** REQUIREMENT **
Read the records below and copy each line that contains "screenshot".

-------

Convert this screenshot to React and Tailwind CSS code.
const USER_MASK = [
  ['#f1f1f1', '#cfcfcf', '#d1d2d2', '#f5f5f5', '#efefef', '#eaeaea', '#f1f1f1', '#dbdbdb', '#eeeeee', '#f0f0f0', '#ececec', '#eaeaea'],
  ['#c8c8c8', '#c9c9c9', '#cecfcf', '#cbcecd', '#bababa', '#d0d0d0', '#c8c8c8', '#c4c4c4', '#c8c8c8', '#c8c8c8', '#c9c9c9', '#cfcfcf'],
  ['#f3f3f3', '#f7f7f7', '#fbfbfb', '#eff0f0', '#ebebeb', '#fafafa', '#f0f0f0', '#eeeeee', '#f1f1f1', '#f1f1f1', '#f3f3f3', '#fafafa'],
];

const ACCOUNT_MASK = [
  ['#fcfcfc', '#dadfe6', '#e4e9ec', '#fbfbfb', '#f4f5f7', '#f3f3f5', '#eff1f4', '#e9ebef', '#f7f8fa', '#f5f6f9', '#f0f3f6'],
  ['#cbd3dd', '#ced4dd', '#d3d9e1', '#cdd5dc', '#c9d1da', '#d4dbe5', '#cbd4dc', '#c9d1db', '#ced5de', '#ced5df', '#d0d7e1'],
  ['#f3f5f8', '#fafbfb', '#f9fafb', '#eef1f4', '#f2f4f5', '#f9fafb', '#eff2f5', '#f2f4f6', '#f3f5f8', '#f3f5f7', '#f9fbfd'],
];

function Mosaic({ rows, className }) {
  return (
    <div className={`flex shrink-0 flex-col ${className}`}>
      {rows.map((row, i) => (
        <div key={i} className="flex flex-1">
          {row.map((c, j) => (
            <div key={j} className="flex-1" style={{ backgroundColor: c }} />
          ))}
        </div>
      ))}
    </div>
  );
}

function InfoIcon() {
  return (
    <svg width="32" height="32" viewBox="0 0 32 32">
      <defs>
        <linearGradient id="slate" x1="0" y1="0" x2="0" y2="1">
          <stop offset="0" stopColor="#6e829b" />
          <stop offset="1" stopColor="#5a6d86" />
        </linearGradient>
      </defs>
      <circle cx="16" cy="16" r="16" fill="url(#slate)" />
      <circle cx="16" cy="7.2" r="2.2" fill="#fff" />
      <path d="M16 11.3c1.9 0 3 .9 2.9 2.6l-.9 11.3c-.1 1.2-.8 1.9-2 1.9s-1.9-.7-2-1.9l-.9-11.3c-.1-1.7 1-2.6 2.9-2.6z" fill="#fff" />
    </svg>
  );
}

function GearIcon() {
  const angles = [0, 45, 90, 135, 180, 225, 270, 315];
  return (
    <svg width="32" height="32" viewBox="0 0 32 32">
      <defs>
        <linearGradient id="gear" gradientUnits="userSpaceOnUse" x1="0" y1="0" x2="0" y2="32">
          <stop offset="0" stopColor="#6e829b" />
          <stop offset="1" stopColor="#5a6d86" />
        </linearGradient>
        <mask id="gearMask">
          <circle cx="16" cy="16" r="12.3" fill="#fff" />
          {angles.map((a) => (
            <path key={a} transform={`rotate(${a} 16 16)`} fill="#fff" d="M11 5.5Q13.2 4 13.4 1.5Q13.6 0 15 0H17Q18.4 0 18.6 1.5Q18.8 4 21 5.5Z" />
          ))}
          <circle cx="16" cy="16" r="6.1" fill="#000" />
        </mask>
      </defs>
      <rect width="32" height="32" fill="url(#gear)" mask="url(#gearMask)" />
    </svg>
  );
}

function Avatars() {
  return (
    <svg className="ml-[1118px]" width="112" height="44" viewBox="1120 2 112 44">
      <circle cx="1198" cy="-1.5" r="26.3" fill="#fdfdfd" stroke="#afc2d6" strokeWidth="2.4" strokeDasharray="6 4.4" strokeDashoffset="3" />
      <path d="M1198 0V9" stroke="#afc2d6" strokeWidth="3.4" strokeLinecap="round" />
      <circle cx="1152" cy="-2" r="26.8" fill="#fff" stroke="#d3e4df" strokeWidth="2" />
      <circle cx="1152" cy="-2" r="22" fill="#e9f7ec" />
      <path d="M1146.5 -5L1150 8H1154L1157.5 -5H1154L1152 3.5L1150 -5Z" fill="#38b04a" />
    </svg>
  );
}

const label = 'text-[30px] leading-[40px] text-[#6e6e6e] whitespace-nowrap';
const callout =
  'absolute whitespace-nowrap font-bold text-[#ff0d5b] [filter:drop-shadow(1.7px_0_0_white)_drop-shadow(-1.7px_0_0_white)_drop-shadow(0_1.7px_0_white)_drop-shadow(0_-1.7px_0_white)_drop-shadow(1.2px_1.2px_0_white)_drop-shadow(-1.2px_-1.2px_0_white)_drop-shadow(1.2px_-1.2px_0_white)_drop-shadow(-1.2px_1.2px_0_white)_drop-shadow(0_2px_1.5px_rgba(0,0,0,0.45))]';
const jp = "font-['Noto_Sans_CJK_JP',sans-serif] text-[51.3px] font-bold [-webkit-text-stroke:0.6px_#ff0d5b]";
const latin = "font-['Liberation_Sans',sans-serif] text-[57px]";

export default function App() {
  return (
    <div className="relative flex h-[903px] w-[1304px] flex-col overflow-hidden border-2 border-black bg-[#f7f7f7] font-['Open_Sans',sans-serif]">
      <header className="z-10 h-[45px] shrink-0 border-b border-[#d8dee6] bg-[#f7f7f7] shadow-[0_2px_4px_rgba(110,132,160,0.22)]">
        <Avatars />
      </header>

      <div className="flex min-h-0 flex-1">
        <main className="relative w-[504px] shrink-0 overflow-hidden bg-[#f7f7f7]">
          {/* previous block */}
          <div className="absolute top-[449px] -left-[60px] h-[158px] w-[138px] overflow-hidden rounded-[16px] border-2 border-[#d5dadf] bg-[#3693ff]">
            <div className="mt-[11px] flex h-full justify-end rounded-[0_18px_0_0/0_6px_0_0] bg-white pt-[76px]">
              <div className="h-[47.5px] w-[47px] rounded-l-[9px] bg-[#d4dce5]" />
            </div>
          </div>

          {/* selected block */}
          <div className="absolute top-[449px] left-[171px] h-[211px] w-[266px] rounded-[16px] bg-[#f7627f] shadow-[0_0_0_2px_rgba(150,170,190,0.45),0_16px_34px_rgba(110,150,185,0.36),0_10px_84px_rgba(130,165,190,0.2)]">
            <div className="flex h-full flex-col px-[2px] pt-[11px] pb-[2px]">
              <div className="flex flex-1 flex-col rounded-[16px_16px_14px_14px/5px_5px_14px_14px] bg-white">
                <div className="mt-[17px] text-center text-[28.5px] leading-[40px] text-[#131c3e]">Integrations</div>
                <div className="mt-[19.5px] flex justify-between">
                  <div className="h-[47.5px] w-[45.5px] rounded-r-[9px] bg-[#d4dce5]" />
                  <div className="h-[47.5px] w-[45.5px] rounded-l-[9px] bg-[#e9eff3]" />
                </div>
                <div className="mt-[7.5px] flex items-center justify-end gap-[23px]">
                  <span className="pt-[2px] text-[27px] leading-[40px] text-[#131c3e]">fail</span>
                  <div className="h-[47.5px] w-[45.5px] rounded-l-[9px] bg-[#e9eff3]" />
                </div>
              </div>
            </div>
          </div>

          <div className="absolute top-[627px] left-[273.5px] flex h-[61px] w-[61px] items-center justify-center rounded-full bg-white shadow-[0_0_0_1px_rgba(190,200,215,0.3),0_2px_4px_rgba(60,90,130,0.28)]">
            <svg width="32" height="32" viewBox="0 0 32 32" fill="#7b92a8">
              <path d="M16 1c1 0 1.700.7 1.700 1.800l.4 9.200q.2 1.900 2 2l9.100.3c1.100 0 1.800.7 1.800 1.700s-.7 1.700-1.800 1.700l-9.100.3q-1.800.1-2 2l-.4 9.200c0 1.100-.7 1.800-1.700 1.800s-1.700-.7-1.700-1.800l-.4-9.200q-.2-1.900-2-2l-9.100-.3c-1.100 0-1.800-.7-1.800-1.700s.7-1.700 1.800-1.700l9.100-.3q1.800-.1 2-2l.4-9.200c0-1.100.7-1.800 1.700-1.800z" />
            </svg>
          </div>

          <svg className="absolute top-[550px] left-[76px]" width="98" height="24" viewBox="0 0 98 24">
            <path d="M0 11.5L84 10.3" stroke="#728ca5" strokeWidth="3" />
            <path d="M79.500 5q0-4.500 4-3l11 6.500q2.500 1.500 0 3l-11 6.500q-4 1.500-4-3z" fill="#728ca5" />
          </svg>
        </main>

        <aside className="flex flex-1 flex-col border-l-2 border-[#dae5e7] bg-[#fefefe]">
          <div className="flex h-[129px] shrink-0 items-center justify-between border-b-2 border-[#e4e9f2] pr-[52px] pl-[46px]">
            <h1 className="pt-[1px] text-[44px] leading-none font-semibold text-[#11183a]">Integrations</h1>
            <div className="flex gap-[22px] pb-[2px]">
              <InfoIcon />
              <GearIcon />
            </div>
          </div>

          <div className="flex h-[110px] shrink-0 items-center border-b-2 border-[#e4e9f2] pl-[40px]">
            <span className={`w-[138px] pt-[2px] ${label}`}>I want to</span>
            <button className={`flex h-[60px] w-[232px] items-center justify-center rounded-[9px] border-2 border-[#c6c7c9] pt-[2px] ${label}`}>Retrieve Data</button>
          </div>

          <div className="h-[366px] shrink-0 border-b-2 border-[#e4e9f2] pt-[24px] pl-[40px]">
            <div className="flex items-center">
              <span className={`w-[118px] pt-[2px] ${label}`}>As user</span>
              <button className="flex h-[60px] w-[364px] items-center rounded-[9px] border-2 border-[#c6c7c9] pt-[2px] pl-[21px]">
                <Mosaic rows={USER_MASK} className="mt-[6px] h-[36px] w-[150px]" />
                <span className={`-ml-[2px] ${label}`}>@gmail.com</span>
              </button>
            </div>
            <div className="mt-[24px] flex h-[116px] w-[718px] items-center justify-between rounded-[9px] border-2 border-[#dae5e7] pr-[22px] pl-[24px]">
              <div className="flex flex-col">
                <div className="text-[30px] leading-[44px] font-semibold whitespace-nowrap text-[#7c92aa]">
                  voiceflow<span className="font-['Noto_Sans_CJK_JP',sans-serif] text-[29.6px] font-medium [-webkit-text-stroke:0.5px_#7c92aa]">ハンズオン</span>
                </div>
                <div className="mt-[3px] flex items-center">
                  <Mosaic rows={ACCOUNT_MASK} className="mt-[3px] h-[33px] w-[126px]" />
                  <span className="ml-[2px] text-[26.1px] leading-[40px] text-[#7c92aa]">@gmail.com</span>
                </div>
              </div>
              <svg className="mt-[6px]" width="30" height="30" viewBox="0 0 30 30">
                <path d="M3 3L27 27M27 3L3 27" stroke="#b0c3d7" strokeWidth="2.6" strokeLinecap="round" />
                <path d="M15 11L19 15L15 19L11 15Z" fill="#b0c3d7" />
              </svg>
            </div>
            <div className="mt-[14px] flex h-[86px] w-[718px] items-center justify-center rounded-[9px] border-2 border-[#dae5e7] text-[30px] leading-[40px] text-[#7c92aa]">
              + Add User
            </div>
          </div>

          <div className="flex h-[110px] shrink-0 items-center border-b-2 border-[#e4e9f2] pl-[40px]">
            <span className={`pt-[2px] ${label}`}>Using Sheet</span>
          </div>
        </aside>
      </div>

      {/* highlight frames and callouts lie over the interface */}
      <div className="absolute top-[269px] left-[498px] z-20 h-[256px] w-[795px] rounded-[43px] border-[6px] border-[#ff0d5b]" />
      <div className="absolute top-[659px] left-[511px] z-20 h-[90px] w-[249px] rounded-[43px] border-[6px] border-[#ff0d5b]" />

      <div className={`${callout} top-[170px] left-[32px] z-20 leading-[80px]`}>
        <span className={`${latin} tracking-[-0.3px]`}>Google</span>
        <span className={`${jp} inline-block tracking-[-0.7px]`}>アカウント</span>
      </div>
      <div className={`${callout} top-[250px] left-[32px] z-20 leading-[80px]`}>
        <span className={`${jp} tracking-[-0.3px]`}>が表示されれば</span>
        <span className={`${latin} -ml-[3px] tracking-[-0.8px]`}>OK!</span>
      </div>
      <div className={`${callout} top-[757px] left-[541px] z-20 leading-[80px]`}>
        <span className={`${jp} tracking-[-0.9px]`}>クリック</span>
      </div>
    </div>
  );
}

-------

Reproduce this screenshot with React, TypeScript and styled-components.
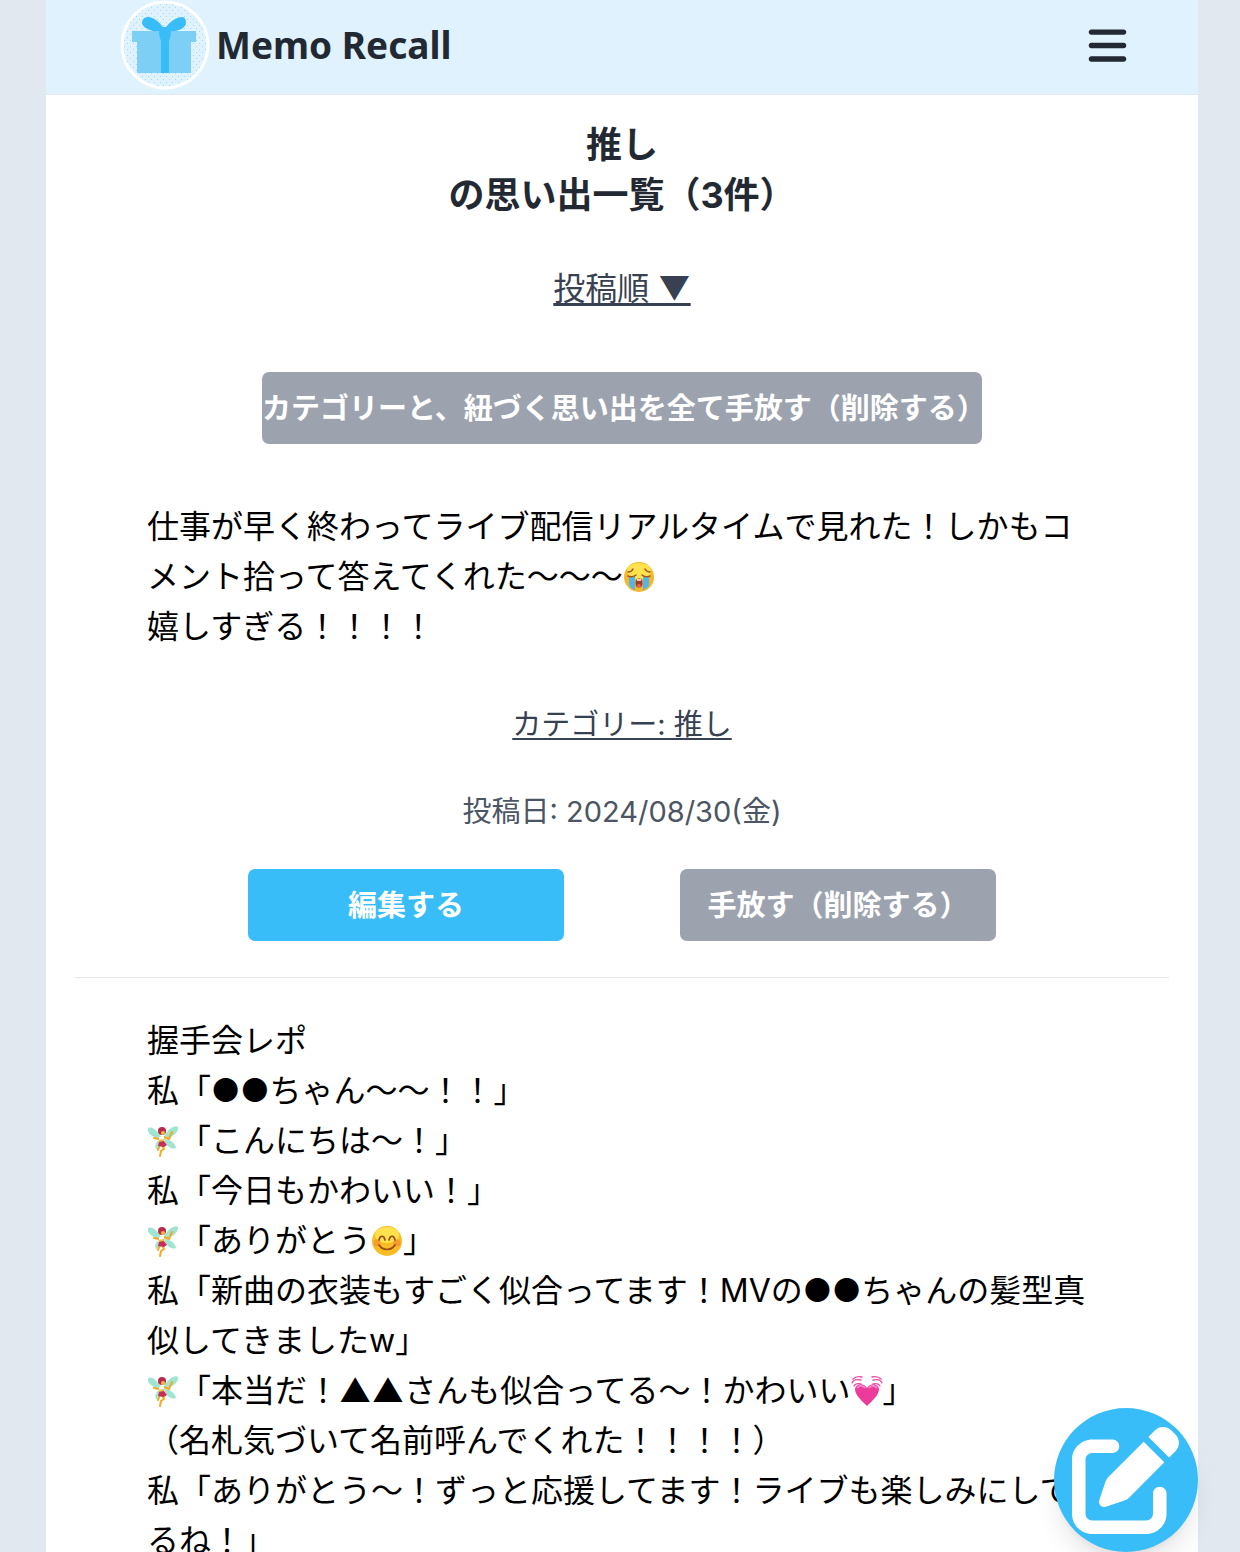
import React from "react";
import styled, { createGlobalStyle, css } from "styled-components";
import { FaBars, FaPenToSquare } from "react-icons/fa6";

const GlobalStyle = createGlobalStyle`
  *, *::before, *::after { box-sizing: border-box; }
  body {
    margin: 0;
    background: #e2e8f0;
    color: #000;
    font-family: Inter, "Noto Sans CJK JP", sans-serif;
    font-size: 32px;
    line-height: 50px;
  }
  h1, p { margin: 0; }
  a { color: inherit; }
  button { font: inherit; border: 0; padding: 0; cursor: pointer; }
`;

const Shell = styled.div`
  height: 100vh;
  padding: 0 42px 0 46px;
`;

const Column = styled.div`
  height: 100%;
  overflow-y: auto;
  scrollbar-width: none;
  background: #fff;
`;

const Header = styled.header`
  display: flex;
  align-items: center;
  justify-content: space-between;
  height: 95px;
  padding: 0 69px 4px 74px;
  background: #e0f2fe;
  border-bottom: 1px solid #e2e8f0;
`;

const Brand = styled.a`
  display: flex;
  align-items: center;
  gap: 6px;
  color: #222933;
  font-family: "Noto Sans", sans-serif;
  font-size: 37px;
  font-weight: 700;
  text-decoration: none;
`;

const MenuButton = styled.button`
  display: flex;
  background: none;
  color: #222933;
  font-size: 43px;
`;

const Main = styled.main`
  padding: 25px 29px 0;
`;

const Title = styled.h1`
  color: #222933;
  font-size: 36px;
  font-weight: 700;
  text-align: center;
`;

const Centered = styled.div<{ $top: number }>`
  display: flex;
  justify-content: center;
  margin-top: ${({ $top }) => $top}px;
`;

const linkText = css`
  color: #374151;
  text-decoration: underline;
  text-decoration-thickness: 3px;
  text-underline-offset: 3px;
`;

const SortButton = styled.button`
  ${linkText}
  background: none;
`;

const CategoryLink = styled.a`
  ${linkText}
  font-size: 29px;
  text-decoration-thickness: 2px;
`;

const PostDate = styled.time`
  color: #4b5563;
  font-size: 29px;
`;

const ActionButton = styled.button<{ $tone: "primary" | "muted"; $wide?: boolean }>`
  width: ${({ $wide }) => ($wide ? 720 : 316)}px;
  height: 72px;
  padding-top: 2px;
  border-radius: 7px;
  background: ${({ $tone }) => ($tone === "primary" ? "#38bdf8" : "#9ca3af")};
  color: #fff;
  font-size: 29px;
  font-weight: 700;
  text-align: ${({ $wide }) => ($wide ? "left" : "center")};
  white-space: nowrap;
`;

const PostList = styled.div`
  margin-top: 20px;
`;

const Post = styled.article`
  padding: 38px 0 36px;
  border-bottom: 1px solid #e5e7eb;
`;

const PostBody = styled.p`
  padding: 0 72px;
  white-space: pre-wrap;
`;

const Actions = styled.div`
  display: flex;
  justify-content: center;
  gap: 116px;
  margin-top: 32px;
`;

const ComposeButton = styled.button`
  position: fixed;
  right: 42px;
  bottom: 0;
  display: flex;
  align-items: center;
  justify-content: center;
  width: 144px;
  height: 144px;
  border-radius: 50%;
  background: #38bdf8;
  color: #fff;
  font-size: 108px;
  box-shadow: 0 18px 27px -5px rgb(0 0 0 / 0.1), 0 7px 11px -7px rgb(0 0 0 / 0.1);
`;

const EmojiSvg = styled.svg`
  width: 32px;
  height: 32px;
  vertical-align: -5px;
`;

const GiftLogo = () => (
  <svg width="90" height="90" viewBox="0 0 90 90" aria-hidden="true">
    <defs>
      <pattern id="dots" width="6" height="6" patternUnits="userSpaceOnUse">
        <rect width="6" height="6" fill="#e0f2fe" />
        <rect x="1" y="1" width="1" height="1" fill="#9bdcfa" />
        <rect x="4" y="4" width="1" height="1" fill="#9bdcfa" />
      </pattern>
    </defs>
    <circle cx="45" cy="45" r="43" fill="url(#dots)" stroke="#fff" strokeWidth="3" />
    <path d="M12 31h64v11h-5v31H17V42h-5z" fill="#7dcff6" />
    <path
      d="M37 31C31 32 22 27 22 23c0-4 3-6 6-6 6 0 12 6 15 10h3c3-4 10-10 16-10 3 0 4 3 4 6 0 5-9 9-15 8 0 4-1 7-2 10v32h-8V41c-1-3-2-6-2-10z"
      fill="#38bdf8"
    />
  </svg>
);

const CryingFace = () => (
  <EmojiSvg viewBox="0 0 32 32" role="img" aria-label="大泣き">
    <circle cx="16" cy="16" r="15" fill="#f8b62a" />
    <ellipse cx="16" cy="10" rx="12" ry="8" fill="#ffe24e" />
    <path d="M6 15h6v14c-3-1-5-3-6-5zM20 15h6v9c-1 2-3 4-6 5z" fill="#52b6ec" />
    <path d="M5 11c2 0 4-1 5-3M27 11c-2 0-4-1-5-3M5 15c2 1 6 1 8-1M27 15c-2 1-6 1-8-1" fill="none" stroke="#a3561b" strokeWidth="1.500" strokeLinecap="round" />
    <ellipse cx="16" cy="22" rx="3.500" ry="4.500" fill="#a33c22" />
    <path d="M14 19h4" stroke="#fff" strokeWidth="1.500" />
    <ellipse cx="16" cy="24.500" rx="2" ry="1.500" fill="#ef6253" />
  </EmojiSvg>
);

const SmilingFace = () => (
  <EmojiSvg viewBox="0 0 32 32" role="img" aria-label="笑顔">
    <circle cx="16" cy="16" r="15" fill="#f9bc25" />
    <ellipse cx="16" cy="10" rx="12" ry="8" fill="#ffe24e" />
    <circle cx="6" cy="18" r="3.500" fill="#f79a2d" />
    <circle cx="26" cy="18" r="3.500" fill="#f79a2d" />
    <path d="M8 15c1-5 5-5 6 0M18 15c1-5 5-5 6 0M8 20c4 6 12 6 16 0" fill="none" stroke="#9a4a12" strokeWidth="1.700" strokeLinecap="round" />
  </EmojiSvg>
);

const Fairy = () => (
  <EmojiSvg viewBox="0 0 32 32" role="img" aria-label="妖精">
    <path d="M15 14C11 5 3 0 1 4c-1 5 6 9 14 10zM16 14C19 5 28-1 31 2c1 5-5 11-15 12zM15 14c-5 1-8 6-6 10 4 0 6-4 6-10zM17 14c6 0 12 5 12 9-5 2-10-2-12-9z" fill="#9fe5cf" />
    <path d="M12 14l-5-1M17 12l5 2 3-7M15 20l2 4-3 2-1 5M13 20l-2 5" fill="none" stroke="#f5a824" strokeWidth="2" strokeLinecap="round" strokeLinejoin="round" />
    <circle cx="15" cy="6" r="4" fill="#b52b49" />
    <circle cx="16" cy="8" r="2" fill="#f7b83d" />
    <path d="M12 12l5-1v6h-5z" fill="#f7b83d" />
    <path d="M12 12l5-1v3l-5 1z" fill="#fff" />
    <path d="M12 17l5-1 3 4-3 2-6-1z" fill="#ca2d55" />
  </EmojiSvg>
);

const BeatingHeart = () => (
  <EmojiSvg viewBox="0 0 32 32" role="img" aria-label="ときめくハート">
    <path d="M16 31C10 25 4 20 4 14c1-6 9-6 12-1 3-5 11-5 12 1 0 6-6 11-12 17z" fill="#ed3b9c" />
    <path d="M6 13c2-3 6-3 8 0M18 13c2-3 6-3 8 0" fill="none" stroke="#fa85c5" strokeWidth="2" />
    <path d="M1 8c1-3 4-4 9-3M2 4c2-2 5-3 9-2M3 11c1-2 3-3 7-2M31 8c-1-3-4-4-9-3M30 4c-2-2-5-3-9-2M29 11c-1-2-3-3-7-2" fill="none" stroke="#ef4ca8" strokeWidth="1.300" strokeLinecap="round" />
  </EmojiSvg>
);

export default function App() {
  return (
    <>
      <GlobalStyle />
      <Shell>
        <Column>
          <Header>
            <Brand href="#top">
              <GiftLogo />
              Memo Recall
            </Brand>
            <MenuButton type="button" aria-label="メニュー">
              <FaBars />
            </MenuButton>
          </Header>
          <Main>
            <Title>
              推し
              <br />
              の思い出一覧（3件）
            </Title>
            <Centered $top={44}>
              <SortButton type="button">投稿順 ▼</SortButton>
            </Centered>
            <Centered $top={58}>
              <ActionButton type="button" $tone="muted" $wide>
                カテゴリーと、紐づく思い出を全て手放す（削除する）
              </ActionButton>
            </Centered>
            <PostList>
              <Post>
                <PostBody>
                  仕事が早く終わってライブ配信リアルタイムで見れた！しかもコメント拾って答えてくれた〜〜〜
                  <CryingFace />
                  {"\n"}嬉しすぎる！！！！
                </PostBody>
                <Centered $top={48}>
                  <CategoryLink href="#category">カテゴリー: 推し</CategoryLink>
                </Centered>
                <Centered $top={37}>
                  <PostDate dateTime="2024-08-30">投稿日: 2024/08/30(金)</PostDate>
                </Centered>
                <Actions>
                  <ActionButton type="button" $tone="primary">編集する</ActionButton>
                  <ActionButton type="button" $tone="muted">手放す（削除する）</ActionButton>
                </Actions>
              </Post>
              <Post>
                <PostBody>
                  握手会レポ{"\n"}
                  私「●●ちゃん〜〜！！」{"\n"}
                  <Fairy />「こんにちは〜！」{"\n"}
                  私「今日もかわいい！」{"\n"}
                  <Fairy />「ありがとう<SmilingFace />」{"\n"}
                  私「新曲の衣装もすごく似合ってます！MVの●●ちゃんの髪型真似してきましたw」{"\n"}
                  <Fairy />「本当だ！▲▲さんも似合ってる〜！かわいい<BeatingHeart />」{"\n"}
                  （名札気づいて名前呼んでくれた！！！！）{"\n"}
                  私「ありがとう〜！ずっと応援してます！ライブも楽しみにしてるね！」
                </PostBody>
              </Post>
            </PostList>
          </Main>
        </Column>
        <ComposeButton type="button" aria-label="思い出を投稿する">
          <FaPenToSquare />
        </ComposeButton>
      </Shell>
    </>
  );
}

-------

** TASK OUTPUT **
Convert this screenshot to React and Tailwind CSS code.
Reproduce this screenshot with React, TypeScript and styled-components.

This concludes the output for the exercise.